Closed annevk closed 1 month ago

annevk commented 3 years ago

I'm still curious about https://twitter.com/annevk/status/1433688193321291778. It seems to me that shared structs (or at least the additional restrictions they add) would be a strictly simpler starting point than having both shared and non-shared structs.

And when I look at the motivation I only see compelling cases for shared structs.

syg commented 3 years ago

I had forgotten about this, thanks for the reminder.

The even more restrictive but simpler version is indeed a valid alternative starting point. I'm not yet completely sold but certainly appreciate the simplicity; see some of my thoughts in https://github.com/syg/proposal-structs/issues/14#issuecomment-953184027

How do the other champions @rbuckton and @takikawa feel?

ljharb commented 3 years ago

It seems very strange to me to add something as heavy as syntax for something whose only use case is SAB/Atomics.

MaxGraey commented 3 years ago

I proposed light syntax here: https://github.com/syg/proposal-structs/issues/1. But my suggestion did not provoke any positive response at the time

syg commented 3 years ago

It's explicitly not based on SAB/Atomics. I suppose you mean shared memory in general?

I agree that it's possible to do structured data without syntax, but also what's proposed here is a single contextual keyword, which I'd argue is about as lightweight as syntax goes.

Also, this issue isn't about syntax but about more minimal semantics. Please start a new issue if you'd like to discuss syntax.

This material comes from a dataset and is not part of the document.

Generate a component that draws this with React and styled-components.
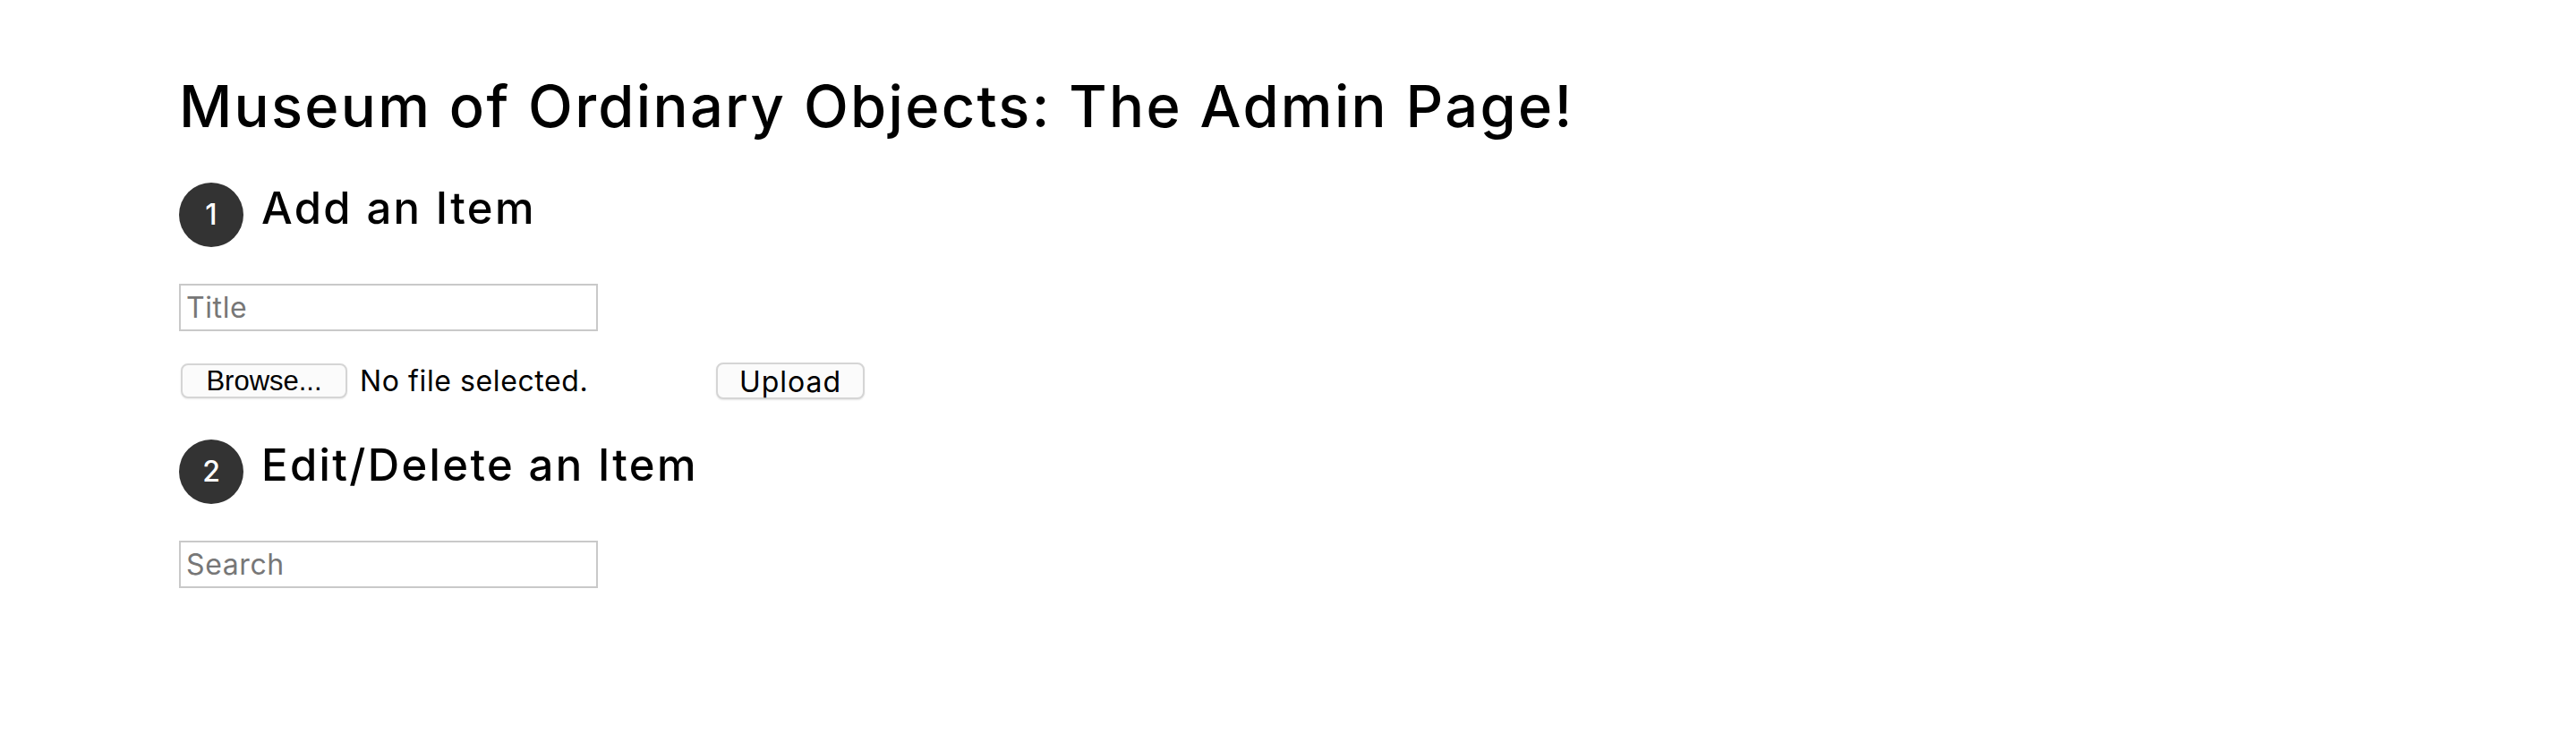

Edit: By not based on I mean these things aren't exposed via SABs.

syg commented 3 years ago

whose only use case is SAB/Atomics

This isn't an accurate characterization. Folks have said they don't find the non-shared struct use cases as compelling, but there are obviously use cases for fixed layout objects that doesn't involve sharing, like non-shared memory WasmGC. I'm not sure where the disconnect is coming from. If it's stemming from a feeling that Wasm shoudn't affect JS, I strongly contend that we as JS folks can't put our heads in the sand about Wasm at the boundary.

ljharb commented 3 years ago

@syg i wasn't speaking about the relative weight of the syntax itself, just about the fact that it's syntax alone, for only yes, shared memory in general.

I completely understand that there's non-shared use cases - I have lots of use for simple immutable structures, including Records, Tuples, and these - but maybe I'm misunderstanding the topic of this thread. It seems like a suggestion to reduce the proposal so you couldn't use structs except for sharing use cases?

syg commented 3 years ago

I completely understand that there's non-shared use cases - I have lots of use for simple immutable structures, including Records, Tuples, and these - but maybe I'm misunderstanding the topic of this thread. It seems like a suggestion to reduce the proposal so you couldn't use structs except for sharing use cases?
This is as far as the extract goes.